* **The problem**:
State how many lines in these records contain the word "this", and nothing else.
### Data to use
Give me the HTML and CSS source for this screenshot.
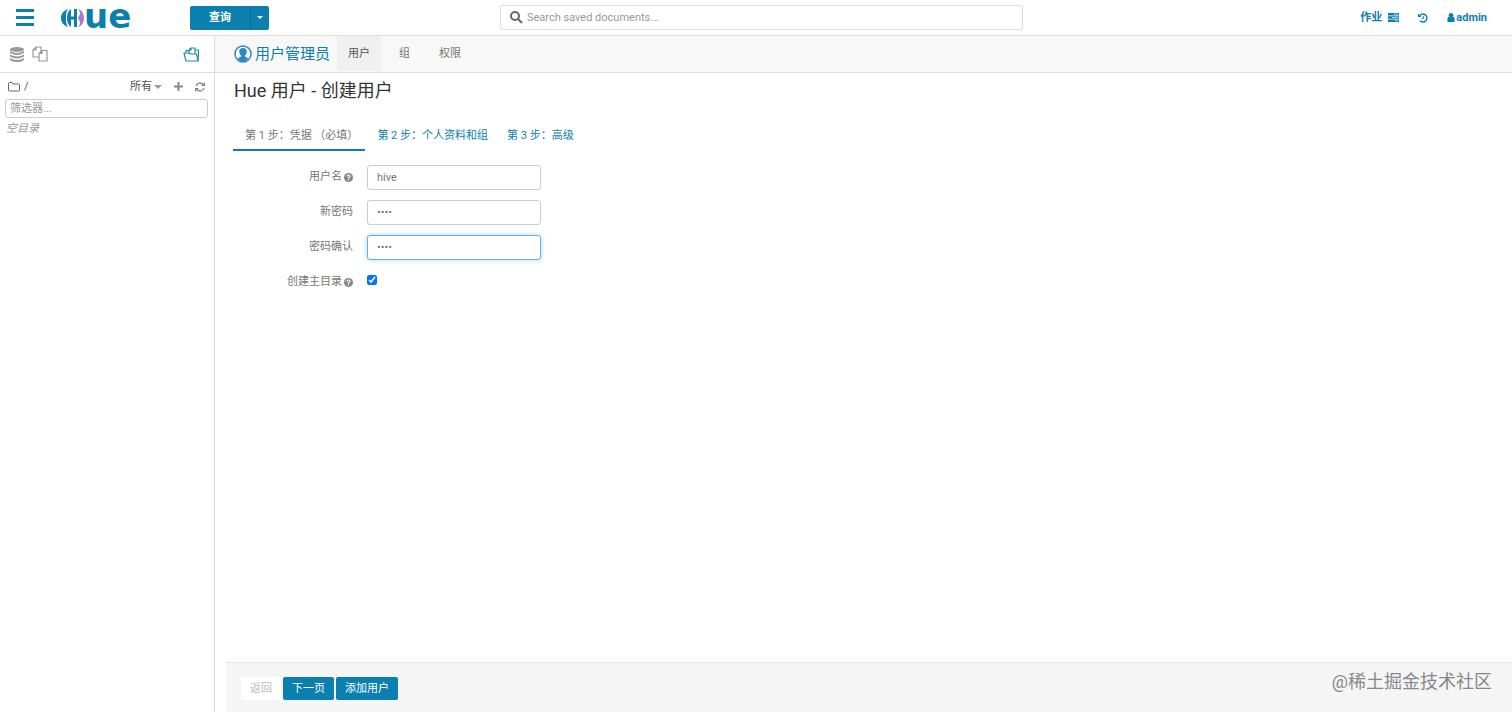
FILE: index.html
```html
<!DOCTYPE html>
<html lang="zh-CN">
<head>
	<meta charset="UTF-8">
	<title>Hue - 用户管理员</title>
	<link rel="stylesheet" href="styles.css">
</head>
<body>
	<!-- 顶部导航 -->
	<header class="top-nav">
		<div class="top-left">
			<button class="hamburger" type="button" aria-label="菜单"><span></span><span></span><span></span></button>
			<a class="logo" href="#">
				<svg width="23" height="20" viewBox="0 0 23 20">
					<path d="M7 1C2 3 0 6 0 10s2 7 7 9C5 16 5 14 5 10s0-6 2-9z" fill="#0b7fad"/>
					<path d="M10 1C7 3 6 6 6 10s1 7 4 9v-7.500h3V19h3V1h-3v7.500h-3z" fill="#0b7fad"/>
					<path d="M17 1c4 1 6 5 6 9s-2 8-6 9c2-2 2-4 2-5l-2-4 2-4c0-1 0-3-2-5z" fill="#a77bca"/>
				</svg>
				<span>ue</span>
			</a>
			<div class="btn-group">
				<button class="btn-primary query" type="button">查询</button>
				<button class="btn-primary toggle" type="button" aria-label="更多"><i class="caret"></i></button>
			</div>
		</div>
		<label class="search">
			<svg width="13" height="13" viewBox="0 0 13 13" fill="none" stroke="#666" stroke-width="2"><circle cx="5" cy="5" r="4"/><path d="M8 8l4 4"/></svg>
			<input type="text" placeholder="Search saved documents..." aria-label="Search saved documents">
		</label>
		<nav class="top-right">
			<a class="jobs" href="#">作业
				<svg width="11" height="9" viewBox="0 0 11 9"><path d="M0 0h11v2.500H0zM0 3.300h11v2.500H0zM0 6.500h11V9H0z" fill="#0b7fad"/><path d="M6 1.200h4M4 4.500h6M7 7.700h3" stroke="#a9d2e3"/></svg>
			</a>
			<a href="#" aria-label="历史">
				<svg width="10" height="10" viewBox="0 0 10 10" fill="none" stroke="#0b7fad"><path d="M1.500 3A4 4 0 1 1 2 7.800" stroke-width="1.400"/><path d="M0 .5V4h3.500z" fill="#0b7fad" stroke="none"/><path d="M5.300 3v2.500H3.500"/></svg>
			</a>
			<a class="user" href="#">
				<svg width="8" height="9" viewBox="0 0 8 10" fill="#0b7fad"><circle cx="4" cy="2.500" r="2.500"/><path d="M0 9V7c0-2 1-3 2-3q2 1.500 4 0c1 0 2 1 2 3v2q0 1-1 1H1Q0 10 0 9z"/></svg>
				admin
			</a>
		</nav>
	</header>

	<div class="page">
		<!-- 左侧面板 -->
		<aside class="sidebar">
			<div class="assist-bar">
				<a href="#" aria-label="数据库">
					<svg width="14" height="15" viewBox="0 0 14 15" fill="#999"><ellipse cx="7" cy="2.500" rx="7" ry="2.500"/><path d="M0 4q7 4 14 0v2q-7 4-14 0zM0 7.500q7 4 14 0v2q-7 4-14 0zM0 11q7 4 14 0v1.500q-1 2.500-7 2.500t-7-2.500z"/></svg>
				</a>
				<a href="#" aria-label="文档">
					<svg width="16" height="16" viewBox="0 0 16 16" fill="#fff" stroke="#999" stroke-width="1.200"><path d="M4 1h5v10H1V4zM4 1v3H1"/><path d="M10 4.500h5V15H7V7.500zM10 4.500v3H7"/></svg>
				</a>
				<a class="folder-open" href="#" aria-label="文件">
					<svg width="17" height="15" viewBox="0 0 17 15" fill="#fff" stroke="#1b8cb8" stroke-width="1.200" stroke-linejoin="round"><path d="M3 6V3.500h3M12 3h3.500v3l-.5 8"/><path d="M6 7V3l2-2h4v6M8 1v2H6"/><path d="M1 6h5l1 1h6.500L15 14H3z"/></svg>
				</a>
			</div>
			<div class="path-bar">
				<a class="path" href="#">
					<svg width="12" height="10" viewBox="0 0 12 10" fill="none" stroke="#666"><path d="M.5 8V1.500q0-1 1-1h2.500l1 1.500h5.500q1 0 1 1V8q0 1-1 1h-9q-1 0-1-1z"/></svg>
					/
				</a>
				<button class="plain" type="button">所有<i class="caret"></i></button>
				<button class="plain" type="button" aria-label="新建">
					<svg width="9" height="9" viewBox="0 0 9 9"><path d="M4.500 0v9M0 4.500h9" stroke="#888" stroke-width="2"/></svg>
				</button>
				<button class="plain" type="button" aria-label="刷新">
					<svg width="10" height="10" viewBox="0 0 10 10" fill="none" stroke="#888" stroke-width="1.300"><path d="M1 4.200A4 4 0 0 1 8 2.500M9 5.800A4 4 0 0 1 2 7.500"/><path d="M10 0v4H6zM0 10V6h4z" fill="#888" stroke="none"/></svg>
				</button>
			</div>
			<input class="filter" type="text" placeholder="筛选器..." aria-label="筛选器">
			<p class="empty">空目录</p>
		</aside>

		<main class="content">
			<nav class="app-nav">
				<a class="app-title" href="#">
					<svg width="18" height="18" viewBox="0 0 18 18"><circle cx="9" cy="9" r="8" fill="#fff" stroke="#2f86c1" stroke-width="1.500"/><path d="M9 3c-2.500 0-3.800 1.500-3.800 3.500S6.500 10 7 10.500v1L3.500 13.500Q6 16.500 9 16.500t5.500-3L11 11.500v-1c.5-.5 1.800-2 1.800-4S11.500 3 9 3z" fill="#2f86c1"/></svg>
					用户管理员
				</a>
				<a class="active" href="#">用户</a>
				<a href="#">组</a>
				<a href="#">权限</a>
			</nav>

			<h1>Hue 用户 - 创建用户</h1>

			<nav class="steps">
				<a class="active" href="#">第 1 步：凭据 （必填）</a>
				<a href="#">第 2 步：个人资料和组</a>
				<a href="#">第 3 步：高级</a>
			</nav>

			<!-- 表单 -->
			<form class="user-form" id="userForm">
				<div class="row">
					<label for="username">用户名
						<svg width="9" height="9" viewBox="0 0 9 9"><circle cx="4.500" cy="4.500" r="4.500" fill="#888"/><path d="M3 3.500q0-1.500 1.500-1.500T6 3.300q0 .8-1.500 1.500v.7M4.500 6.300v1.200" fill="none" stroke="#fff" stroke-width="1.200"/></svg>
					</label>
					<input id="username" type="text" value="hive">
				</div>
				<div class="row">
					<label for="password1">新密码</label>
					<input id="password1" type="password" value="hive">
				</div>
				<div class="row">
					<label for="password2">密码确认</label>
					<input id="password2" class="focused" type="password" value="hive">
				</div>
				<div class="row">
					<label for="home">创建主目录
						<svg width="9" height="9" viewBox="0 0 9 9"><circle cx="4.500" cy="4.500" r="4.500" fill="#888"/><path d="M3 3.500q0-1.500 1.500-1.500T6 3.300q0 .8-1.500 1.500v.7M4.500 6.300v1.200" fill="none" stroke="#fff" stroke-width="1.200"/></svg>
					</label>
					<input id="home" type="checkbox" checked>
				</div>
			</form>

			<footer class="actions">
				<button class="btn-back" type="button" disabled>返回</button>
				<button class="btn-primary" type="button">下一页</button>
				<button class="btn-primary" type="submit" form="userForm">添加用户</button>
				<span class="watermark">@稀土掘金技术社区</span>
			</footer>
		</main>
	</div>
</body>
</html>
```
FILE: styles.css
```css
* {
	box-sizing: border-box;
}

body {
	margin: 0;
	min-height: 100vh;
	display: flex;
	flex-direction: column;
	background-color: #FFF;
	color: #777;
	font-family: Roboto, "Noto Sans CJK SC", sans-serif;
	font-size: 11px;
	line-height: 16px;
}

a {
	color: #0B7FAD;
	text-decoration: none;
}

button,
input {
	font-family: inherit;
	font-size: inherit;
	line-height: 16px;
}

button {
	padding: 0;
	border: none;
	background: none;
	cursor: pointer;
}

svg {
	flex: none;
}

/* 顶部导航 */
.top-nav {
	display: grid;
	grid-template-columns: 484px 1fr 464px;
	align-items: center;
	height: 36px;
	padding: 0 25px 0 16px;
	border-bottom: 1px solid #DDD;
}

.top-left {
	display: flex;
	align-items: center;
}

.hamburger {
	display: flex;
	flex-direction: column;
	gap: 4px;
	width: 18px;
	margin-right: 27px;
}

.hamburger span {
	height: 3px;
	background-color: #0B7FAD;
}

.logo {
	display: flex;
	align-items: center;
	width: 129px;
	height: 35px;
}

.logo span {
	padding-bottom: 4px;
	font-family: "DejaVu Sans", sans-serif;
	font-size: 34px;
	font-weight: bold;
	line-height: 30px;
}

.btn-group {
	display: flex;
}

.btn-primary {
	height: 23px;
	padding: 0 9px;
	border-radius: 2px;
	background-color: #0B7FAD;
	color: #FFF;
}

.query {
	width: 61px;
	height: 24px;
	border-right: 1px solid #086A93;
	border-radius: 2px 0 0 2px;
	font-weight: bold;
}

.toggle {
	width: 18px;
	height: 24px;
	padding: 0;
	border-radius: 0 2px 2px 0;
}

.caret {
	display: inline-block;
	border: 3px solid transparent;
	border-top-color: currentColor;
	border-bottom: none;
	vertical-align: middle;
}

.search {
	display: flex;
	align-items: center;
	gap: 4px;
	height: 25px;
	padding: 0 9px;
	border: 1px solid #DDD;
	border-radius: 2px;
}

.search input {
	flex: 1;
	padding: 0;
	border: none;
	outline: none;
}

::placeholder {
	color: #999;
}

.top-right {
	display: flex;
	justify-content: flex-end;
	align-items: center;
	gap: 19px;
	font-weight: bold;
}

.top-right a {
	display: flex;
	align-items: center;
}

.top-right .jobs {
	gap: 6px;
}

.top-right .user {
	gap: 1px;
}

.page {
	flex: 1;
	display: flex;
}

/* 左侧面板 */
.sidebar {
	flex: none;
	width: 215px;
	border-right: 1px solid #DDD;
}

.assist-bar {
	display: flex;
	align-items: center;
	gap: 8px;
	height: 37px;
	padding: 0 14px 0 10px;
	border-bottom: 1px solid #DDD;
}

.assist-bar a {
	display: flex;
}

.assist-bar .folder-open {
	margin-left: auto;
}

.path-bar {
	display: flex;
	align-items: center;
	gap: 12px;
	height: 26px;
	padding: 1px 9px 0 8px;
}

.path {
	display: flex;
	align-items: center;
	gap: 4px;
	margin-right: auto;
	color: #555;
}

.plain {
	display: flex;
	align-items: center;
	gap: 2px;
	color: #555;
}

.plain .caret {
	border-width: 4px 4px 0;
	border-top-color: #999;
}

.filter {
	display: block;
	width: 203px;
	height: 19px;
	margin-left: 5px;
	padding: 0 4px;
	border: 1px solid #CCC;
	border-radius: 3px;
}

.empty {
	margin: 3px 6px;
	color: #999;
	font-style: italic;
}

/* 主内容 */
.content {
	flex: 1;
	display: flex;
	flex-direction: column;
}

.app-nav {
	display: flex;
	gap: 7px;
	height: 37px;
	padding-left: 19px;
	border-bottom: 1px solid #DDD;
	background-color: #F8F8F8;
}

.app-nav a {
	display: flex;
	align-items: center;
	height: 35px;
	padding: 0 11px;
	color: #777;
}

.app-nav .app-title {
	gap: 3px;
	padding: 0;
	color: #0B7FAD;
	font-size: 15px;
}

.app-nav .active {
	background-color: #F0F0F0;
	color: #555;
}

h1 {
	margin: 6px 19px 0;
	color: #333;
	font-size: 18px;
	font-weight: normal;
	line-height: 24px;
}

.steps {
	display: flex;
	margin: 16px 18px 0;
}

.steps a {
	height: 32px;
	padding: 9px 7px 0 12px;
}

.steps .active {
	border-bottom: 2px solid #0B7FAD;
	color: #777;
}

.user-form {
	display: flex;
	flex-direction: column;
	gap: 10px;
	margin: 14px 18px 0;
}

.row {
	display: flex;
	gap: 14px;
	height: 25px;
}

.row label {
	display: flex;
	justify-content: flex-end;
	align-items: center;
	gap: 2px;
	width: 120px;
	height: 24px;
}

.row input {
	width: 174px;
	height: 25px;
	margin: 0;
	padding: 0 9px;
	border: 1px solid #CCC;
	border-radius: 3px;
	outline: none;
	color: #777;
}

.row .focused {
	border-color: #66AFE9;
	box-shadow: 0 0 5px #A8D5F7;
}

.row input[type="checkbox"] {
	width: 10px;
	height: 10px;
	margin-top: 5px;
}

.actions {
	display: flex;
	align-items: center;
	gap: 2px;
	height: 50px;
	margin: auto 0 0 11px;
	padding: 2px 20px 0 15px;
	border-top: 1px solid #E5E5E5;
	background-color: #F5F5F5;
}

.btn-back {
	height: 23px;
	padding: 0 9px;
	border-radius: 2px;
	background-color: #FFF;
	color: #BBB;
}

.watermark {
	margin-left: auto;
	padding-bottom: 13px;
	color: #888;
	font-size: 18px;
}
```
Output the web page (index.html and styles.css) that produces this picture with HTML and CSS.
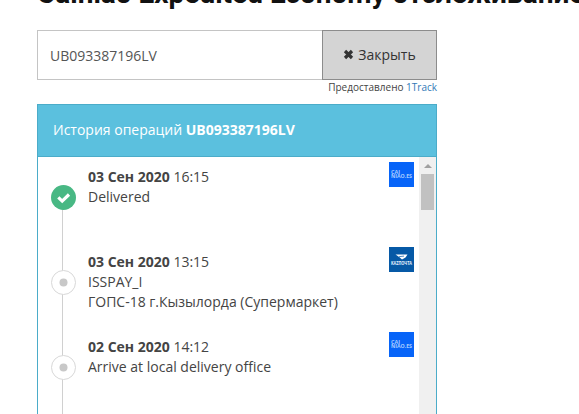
######
* **Full response**:
2